I wrote about an hour or so ago about feeling weird and all I let myself express was my concern about sending the kids off to Camp Cousins. But the other things I feel weird about keep rolling about in my head. I think perhaps I should just acknowledge them real quick like and then I can really focus on all that I have to do.
So, my hair has been falling out for a while now and I’ve had a complete check-up and my levels of everything were perfectly fine. I’ve started taking a multi-vitamin and extra supplements of B-12 (which has helped my energy, thank you very much) but I have noticed a whole lot of improvement when I shampoo. I have tried not to let it bother me much. My hair grows fast and if it does completely fall out I can finally have that Sinead O’Conner style I was never brave enough to try in high school. But this morning I French braided my hair and when I held up the hand mirror to see how the back looked I saw a big blank patch on the side of my head. Ok, maybe not big, but definitely blank and it made my stomach drop a bit just to see it. I think I have it covered now, and it’s really not that big of a deal, but then again, it kinda is.
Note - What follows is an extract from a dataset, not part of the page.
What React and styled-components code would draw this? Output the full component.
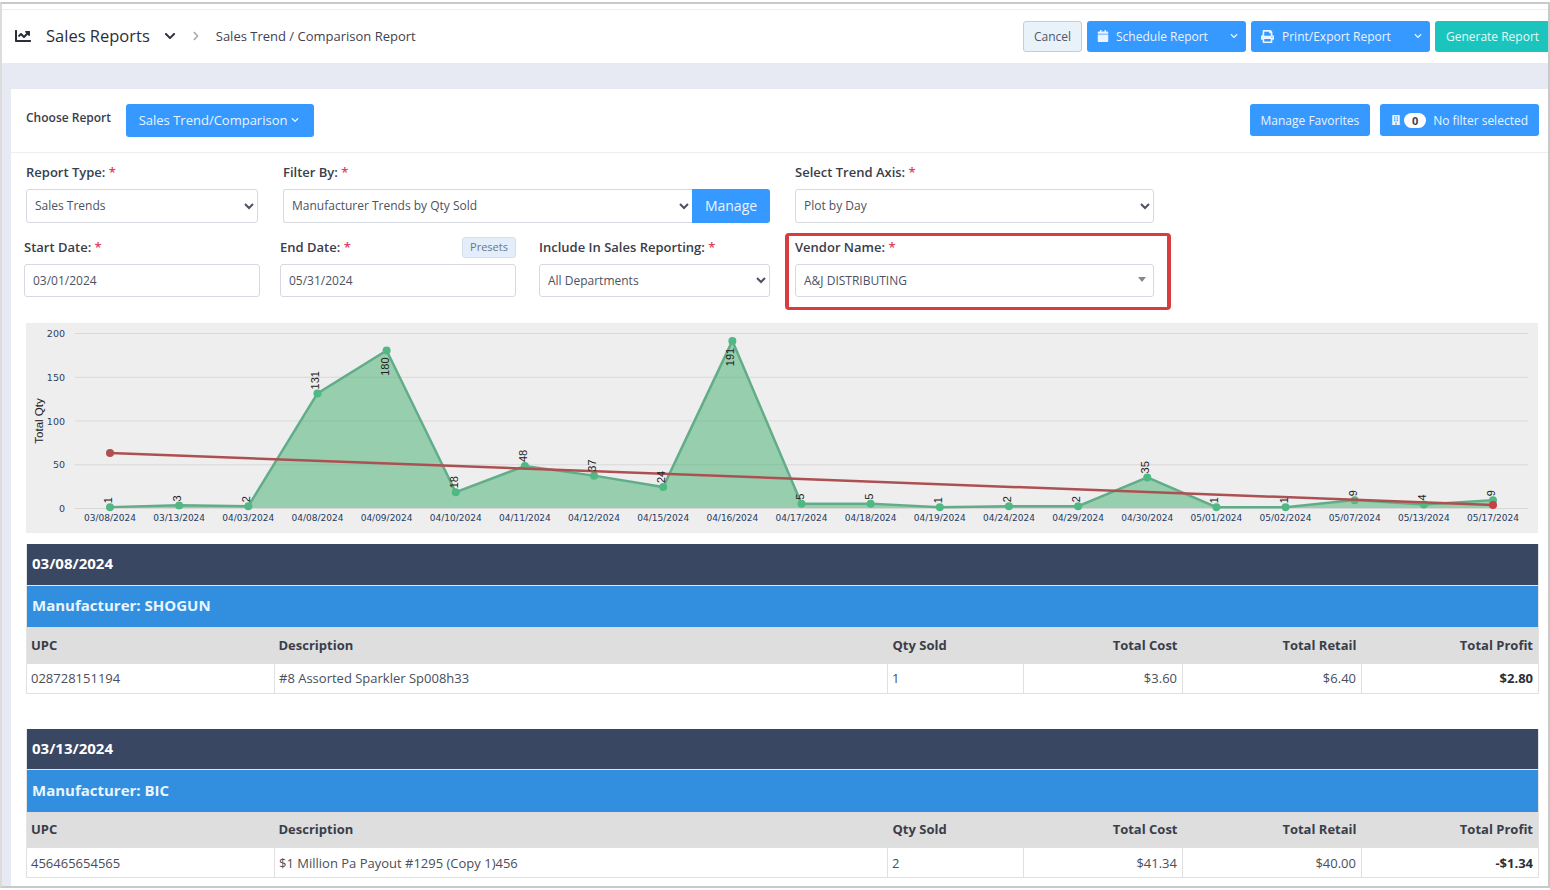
import React from "react";
import styled, { createGlobalStyle } from "styled-components";
import { FaBuilding, FaCalendar, FaChartLine, FaChevronDown, FaChevronRight, FaPrint } from "react-icons/fa";

const dates = [
  "03/08/2024", "03/13/2024", "04/03/2024", "04/08/2024", "04/09/2024", "04/10/2024", "04/11/2024",
  "04/12/2024", "04/15/2024", "04/16/2024", "04/17/2024", "04/18/2024", "04/19/2024", "04/24/2024",
  "04/29/2024", "04/30/2024", "05/01/2024", "05/02/2024", "05/07/2024", "05/13/2024", "05/17/2024",
];
const values = [1, 3, 2, 131, 180, 18, 48, 37, 24, 191, 5, 5, 1, 2, 2, 35, 1, 1, 9, 4, 9];
const ticks = [0, 50, 100, 150, 200];

const xAt = (i) => 110 + i * 69.15;
const yAt = (v) => 508 - v * 0.875;

const reports = [
  { date: "03/08/2024", maker: "SHOGUN", upc: "028728151194", desc: "#8 Assorted Sparkler Sp008h33", qty: 1, cost: "$3.60", retail: "$6.40", profit: "$2.80" },
  { date: "03/13/2024", maker: "BIC", upc: "456465654565", desc: "$1 Million Pa Payout #1295 (Copy 1)456", qty: 2, cost: "$41.34", retail: "$40.00", profit: "-$1.34" },
];

const TrendChart = () => {
  const line = values.map((v, i) => `${xAt(i)},${yAt(v)}`).join(" ");
  const area = `110,508 ${line} ${xAt(20)},508`;
  return (
    <ChartBox>
      <svg width="1512" height="210" viewBox="26 323 1512 210">
        {ticks.map((t) => (
          <g key={t}>
            <line x1="75" x2="1528" y1={yAt(t) + 0.5} y2={yAt(t) + 0.5} stroke="#d8d8d8" />
            <text x="65" y={yAt(t) + 4} textAnchor="end" fontSize="9.5" fill="#2f3f5c">{t}</text>
          </g>
        ))}
        <DataText transform="translate(43 421) rotate(-90)" textAnchor="middle" fontSize="11.5">Total Qty</DataText>
        <polygon points={area} fill="#3fae6e" fillOpacity="0.5" />
        <polyline points={line} fill="none" stroke="#62ad89" strokeWidth="2.5" />
        {values.map((v, i) => (
          <circle key={i} cx={xAt(i)} cy={yAt(v)} r="4" fill="#4fb883" />
        ))}
        <line x1="110" y1="453" x2="1493" y2="505" stroke="#ad5052" strokeWidth="2.5" />
        <circle cx="110" cy="453" r="4" fill="#b04f50" />
        <circle cx="1493" cy="505" r="4" fill="#c8403f" />
        {values.map((v, i) => {
          const below = v === 180 || v === 191;
          const y = below ? yAt(v) + 7 : yAt(v) - 4;
          return (
            <DataText
              key={i}
              transform={`translate(${xAt(i) + 2} ${y}) rotate(-90)`}
              textAnchor={below ? "end" : "start"}
              fontSize="11"
            >
              {v}
            </DataText>
          );
        })}
        {dates.map((d, i) => (
          <text key={d} x={xAt(i)} y="521" textAnchor="middle" fontSize="9" fill="#1f3a5f">{d}</text>
        ))}
      </svg>
    </ChartBox>
  );
};

const ReportTable = ({ report }) => (
  <Table>
    <colgroup>
      <col width="248" />
      <col width="613" />
      <col width="136" />
      <col width="159" />
      <col width="179" />
      <col width="177" />
    </colgroup>
    <thead>
      <tr>
        <DateCell colSpan="6">{report.date}</DateCell>
      </tr>
      <tr>
        <MakerCell colSpan="6">Manufacturer: {report.maker}</MakerCell>
      </tr>
      <tr>
        <HeadCell>UPC</HeadCell>
        <HeadCell>Description</HeadCell>
        <HeadCell $left={5}>Qty Sold</HeadCell>
        <HeadCell $right>Total Cost</HeadCell>
        <HeadCell $right>Total Retail</HeadCell>
        <HeadCell $right>Total Profit</HeadCell>
      </tr>
    </thead>
    <tbody>
      <tr>
        <Cell>{report.upc}</Cell>
        <Cell>{report.desc}</Cell>
        <Cell>{report.qty}</Cell>
        <Cell $right>{report.cost}</Cell>
        <Cell $right>{report.retail}</Cell>
        <Cell $right $bold>{report.profit}</Cell>
      </tr>
    </tbody>
  </Table>
);

export default function App() {
  return (
    <>
      <GlobalStyle />
      <Frame>
        <TopStrip />
        <Header>
          <Crumbs>
            <FaChartLine size={16} color="#2b2f3a" />
            <Title>Sales Reports</Title>
            <FaChevronDown size={12} color="#2b2f3a" />
            <CrumbSep><FaChevronRight size={10} /></CrumbSep>
            <SubTitle>Sales Trend / Comparison Report</SubTitle>
          </Crumbs>
          <Actions>
            <CancelButton>Cancel</CancelButton>
            <SplitButton $width={159} $iconGap={7}>
              <FaCalendar size={12} />
              <span>Schedule Report</span>
              <Caret><FaChevronDown size={8} /></Caret>
            </SplitButton>
            <SplitButton $width={179}>
              <FaPrint size={13} />
              <span>Print/Export Report</span>
              <Caret><FaChevronDown size={8} /></Caret>
            </SplitButton>
            <GenerateButton>Generate Report</GenerateButton>
          </Actions>
        </Header>
        <Card>
          <CardTop>
            <ChooseLabel>Choose Report</ChooseLabel>
            <ChooseButton>
              Sales Trend/Comparison <FaChevronDown size={8} />
            </ChooseButton>
            <TopRight>
              <SmallButton>Manage Favorites</SmallButton>
              <SmallButton>
                <FaBuilding size={10} />
                <Badge>0</Badge>
                <FilterText>No filter selected</FilterText>
              </SmallButton>
            </TopRight>
          </CardTop>
          <FormRow $left={15}>
            <Field $width={232}>
              <Label>Report Type: <Star>*</Star></Label>
              <Select defaultValue="Sales Trends">
                <option>Sales Trends</option>
              </Select>
            </Field>
            <Field $width={487}>
              <Label>Filter By: <Star>*</Star></Label>
              <InputGroup>
                <Select $joined defaultValue="Manufacturer Trends by Qty Sold">
                  <option>Manufacturer Trends by Qty Sold</option>
                </Select>
                <ManageButton>Manage</ManageButton>
              </InputGroup>
            </Field>
            <Field $width={359}>
              <Label>Select Trend Axis: <Star>*</Star></Label>
              <Select defaultValue="Plot by Day">
                <option>Plot by Day</option>
              </Select>
            </Field>
          </FormRow>
          <FormRow $left={13} $top={14}>
            <Field $width={236}>
              <Label>Start Date: <Star>*</Star></Label>
              <DateInput defaultValue="03/01/2024" />
            </Field>
            <Field $width={236} $gap={20}>
              <LabelRow>
                <Label>End Date: <Star>*</Star></Label>
                <PresetsButton>Presets</PresetsButton>
              </LabelRow>
              <DateInput defaultValue="05/31/2024" />
            </Field>
            <Field $width={231} $gap={23}>
              <Label>Include In Sales Reporting: <Star>*</Star></Label>
              <Select $short defaultValue="All Departments">
                <option>All Departments</option>
              </Select>
            </Field>
            <VendorField $width={359}>
              <Label>Vendor Name: <Star>*</Star></Label>
              <VendorPicker>A&amp;J DISTRIBUTING</VendorPicker>
            </VendorField>
          </FormRow>
          <TrendChart />
          <Tables>
            {reports.map((r) => (
              <ReportTable key={r.date} report={r} />
            ))}
          </Tables>
        </Card>
      </Frame>
    </>
  );
}

const GlobalStyle = createGlobalStyle`
  html, body {
    margin: 0;
    height: 890px;
    overflow: hidden;
    background: #fff;
  }
  * {
    box-sizing: border-box;
  }
  body {
    font-family: "Open Sans", "Liberation Sans", sans-serif;
    font-size: 13px;
    color: #3f4254;
  }
  svg text {
    font-family: "DejaVu Sans", sans-serif;
  }
`;

const Frame = styled.div`
  margin: 2px 0 0 0;
  width: 1550px;
  height: 886px;
  border: 2px solid #c9c9c9;
  border-left-color: #dcdcdc;
  background: #e8eaf3;
  overflow: hidden;
`;

const TopStrip = styled.div`
  height: 6px;
  background: #fff;
  border-bottom: 1px solid #eeeeee;
`;

const Header = styled.div`
  height: 53px;
  background: #fff;
  display: flex;
  align-items: center;
  justify-content: space-between;
  padding-left: 13px;
`;

const Crumbs = styled.div`
  display: flex;
  align-items: center;
  padding-bottom: 2px;
`;

const Title = styled.span`
  font-size: 16.5px;
  color: #2b2f3a;
  margin: 0 14px 0 15px;
`;

const CrumbSep = styled.span`
  color: #a9adb5;
  display: flex;
  margin: 0 15px 0 15px;
`;

const SubTitle = styled.span`
  font-size: 13px;
  color: #3f4254;
`;

const Actions = styled.div`
  display: flex;
  gap: 5px;
  flex-shrink: 0;
`;

const CancelButton = styled.button`
  width: 59px;
  height: 31px;
  padding: 0 0 1px;
  font: 12px "Open Sans", sans-serif;
  color: #4e5867;
  background: #e9f1f9;
  border: 1px solid #c6cdd5;
  border-radius: 3px;
`;

const SplitButton = styled.button`
  width: ${(p) => p.$width}px;
  height: 31px;
  padding: 0 8px 1px 10px;
  display: flex;
  align-items: center;
  gap: ${(p) => p.$iconGap ?? 8}px;
  font: 12px "Open Sans", sans-serif;
  color: #eaf4ff;
  background: #3699ff;
  border: 0;
  border-radius: 3px;
`;

const Caret = styled.span`
  margin-left: auto;
  display: flex;
`;

const GenerateButton = styled.button`
  width: 113px;
  height: 31px;
  padding: 0 0 1px 2px;
  font: 12px "Open Sans", sans-serif;
  color: #e4fbf8;
  background: #1bc5bd;
  border: 0;
  border-radius: 3px 0 0 3px;
`;

const Card = styled.div`
  margin: 26px 0 0 9px;
  height: 800px;
  background: #fff;
`;

const CardTop = styled.div`
  height: 64px;
  padding: 15px 9px 0 15px;
  display: flex;
  align-items: flex-start;
  border-bottom: 1px solid #eeeeee;
`;

const ChooseLabel = styled.span`
  font-size: 12px;
  font-weight: 600;
  margin: 5px 15px 0 0;
  color: #3a3d4a;
`;

const ChooseButton = styled.button`
  width: 188px;
  height: 33px;
  padding: 0 2px 2px 0;
  display: flex;
  align-items: center;
  justify-content: center;
  gap: 4px;
  font: 13px "Open Sans", sans-serif;
  color: #eaf4ff;
  background: #3699ff;
  border: 0;
  border-radius: 3px;
`;

const TopRight = styled.div`
  margin-left: auto;
  display: flex;
  gap: 10px;
`;

const SmallButton = styled.button`
  height: 32px;
  padding: 0 11px;
  display: flex;
  align-items: center;
  font: 12px "Open Sans", sans-serif;
  color: #eaf4ff;
  background: #3699ff;
  border: 0;
  border-radius: 3px;
`;

const Badge = styled.span`
  width: 22px;
  height: 15px;
  margin-left: 3px;
  border-radius: 8px;
  background: #fff;
  color: #3f4254;
  font-size: 11px;
  font-weight: 700;
  line-height: 15px;
`;

const FilterText = styled.span`
  margin-left: 7px;
`;

const FormRow = styled.div`
  display: flex;
  padding: ${(p) => p.$top ?? 9}px 0 0 ${(p) => p.$left}px;
`;

const Field = styled.div`
  width: ${(p) => p.$width}px;
  margin-left: ${(p) => p.$gap ?? 25}px;
  &:first-child {
    margin-left: 0;
  }
`;

const VendorField = styled(Field)`
  position: relative;
  &::after {
    content: "";
    position: absolute;
    top: -4px;
    left: -10px;
    right: -17px;
    bottom: -13px;
    border-style: solid;
    border-color: #d93c3f;
    border-width: 3px 4px;
    border-radius: 4px;
    pointer-events: none;
  }
`;

const Label = styled.label`
  display: block;
  height: 27px;
  line-height: 20px;
  font-size: 13px;
  font-weight: 600;
  color: #3a3d4a;
`;

const LabelRow = styled.div`
  display: flex;
  justify-content: space-between;
  height: 27px;
`;

const Star = styled.span`
  color: #e0405a;
`;

const Select = styled.select`
  display: block;
  width: ${(p) => (p.$joined ? "auto" : "100%")};
  flex: ${(p) => (p.$joined ? 1 : "none")};
  height: ${(p) => (p.$short ? 33 : 34)}px;
  padding: 0 4px ${(p) => (p.$short ? 0 : 2)}px;
  font: 12px "Open Sans", sans-serif;
  color: #4d5260;
  background: #fff;
  border: 1px solid #d6d9e0;
  border-radius: ${(p) => (p.$joined ? "3px 0 0 3px" : "3px")};
  ${(p) => (p.$joined ? "border-right: 0;" : "")}
`;

const InputGroup = styled.div`
  display: flex;
`;

const ManageButton = styled.button`
  width: 78px;
  height: 34px;
  padding: 0 0 2px;
  font: 14px "Open Sans", sans-serif;
  color: #eaf4ff;
  background: #3699ff;
  border: 0;
  border-radius: 0 3px 3px 0;
`;

const DateInput = styled.input`
  display: block;
  width: 100%;
  height: 33px;
  padding: 0 8px;
  font: 12px "Open Sans", sans-serif;
  color: #4d5260;
  border: 1px solid #d6d9e0;
  border-radius: 3px;
`;

const PresetsButton = styled.button`
  width: 54px;
  height: 21px;
  padding: 0 0 2px;
  font: 11px "Open Sans", sans-serif;
  color: #6b7787;
  background: #e3eefa;
  border: 1px solid #d5dfea;
  border-radius: 3px;
`;

const VendorPicker = styled.div`
  position: relative;
  height: 33px;
  padding-left: 8px;
  line-height: 31px;
  font-size: 12px;
  color: #4d5260;
  border: 1px solid #d6d9e0;
  border-radius: 3px;
  &::after {
    content: "";
    position: absolute;
    top: 12px;
    right: 7px;
    border-style: solid;
    border-width: 5px 4px 0;
    border-color: #888 transparent transparent;
  }
`;

const ChartBox = styled.div`
  margin: 26px 0 0 15px;
  width: 1512px;
  height: 210px;
  background: #eeeeee;
  svg {
    display: block;
  }
`;

const DataText = styled.text`
  && {
    font-family: "Liberation Sans", sans-serif;
  }
  fill: #222;
`;

const Tables = styled.div`
  margin: 11px 0 0 15px;
  width: 1512px;
  display: flex;
  flex-direction: column;
  gap: 35px;
`;

const Table = styled.table`
  width: 1512px;
  table-layout: fixed;
  border-collapse: collapse;
  border-left: 1px solid #e4e4e4;
  border-right: 1px solid #e4e4e4;
`;

const DateCell = styled.th`
  height: 41px;
  padding: 0 0 2px 5px;
  text-align: left;
  font-size: 15px;
  font-weight: 700;
  color: #fff;
  background: #3a4763;
  border-bottom: 1px solid #dbe7f2;
`;

const MakerCell = styled.th`
  height: 42px;
  padding: 0 0 2px 5px;
  text-align: left;
  font-size: 15px;
  font-weight: 700;
  color: #e9f5ff;
  background: #328fdf;
`;

const HeadCell = styled.th`
  height: 36px;
  padding: 0 5px 0 ${(p) => p.$left ?? 4}px;
  text-align: ${(p) => (p.$right ? "right" : "left")};
  font-size: 13px;
  font-weight: 700;
  color: #3a3d4a;
  background: #dedede;
`;

const Cell = styled.td`
  height: 30px;
  padding: 0 5px 0 4px;
  text-align: ${(p) => (p.$right ? "right" : "left")};
  font-size: 13px;
  font-weight: ${(p) => (p.$bold ? 700 : 400)};
  color: ${(p) => (p.$bold ? "#2b2f3a" : "#4a4e5a")};
  border: 1px solid #e0e0e0;
`;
Another thing I’m aware of this morning is a shift in myself of a less obvious kind, and I actually don’t think it’s a new one. I think the shift took place quite a long time ago I was just especially made aware of it this week. I get annoyed at the lady who keeps my kids sometimes, but not annoyed enough to change my child care arrangements for the summer. Wednesday morning I wasn’t especially please by how some things went. When I came back to the office rather than coming straight back to my seat and getting back to work I went up front and dramatically shared the issue with about 5 people at once. They made all the right sympathetic noises and told me how right I was and then I went back to my desk. Again, not that big of deal. I got to vent, got a little attention, and went on with my day. But there is a certain feeling one gets when addressing a group, when everyone is paying attention and nodding and agreeing, or being shocked or whatever. There is sort of a high to it that I guess I had forgotten about. I think I used to be addicted to it. In fact, I think I could even go so far as to say that a fair number of the “craziest” things I did back in the day were not so much for the pleasure in the moment of doing them, but for the pleasure of the drama of re-telling them.
I think this may have come up so strongly in my head last night and this morning because I decided to go ahead and let my “friends” know I have this blog. I think there’s a danger of me wanting to have something dramatic and interesting to share and feeling like I need to go out and create it. I hope I can resist.
And since loosing my job because I spend too much time typing on a blog is a drama I surely wish to avoid I really am going to stop now.
Oh, and I guess I should mention that I just figured out that I had the time stamp set for UTC instead of EST so this morning’s musing seem all out of order but that’s ok.